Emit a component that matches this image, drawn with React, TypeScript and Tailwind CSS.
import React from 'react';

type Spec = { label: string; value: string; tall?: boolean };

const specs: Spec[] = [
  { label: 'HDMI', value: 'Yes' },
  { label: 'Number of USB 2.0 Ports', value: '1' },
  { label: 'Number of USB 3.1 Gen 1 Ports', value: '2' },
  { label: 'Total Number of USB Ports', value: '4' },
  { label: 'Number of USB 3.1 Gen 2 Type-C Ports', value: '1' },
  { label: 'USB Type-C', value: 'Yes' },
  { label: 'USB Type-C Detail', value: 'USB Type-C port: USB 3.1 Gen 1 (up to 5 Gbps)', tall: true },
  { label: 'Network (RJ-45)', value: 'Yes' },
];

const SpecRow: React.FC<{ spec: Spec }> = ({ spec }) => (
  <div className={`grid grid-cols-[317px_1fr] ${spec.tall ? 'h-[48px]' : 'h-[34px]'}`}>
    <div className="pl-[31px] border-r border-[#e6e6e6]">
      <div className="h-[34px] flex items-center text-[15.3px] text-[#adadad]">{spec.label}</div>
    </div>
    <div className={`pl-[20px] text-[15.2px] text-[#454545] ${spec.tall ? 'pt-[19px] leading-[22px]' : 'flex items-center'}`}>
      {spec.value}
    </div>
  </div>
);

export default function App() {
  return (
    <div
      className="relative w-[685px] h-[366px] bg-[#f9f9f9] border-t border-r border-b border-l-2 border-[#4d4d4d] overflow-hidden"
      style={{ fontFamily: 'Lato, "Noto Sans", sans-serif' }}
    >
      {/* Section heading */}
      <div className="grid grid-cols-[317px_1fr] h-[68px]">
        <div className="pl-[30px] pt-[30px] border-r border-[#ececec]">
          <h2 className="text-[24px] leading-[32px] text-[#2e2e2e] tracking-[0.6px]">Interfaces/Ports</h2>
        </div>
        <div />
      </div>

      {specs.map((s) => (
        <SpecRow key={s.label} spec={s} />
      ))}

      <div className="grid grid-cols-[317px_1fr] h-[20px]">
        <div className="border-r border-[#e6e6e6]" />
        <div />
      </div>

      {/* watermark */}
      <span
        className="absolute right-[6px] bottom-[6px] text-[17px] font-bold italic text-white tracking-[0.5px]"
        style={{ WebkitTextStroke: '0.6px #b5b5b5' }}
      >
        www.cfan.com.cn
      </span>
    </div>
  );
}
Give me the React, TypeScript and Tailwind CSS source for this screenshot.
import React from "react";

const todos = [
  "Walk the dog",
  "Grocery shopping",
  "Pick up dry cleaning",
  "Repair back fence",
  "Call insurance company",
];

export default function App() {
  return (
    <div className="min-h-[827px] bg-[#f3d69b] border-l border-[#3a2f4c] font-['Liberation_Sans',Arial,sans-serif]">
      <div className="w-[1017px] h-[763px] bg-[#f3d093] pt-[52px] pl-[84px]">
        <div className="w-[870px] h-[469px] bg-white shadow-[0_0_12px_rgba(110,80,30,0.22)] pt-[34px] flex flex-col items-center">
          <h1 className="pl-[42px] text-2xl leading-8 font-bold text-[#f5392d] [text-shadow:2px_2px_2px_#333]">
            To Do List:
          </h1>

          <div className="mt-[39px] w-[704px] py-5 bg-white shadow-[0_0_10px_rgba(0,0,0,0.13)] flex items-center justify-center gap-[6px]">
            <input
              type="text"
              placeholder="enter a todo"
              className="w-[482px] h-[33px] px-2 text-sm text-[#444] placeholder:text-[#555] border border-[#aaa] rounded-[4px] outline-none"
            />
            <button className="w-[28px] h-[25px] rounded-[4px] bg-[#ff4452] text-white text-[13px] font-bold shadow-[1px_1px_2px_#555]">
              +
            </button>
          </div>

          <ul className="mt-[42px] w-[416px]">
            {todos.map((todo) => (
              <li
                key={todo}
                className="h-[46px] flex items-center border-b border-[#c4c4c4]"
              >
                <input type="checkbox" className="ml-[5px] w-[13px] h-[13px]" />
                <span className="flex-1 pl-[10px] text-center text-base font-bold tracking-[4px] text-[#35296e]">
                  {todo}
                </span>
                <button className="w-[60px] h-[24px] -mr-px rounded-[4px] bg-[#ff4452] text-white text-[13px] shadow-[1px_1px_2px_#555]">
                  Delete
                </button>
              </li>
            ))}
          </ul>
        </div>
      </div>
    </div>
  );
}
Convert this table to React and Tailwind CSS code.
....
Reproduce exactly, please, only the lines from the start of the data above to the line that contains "string; value: string;", with both ends kept.

• REPLY:
Emit a component that matches this image, drawn with React, TypeScript and Tailwind CSS.
import React from 'react';

type Spec = { label: string; value: string; tall?: boolean };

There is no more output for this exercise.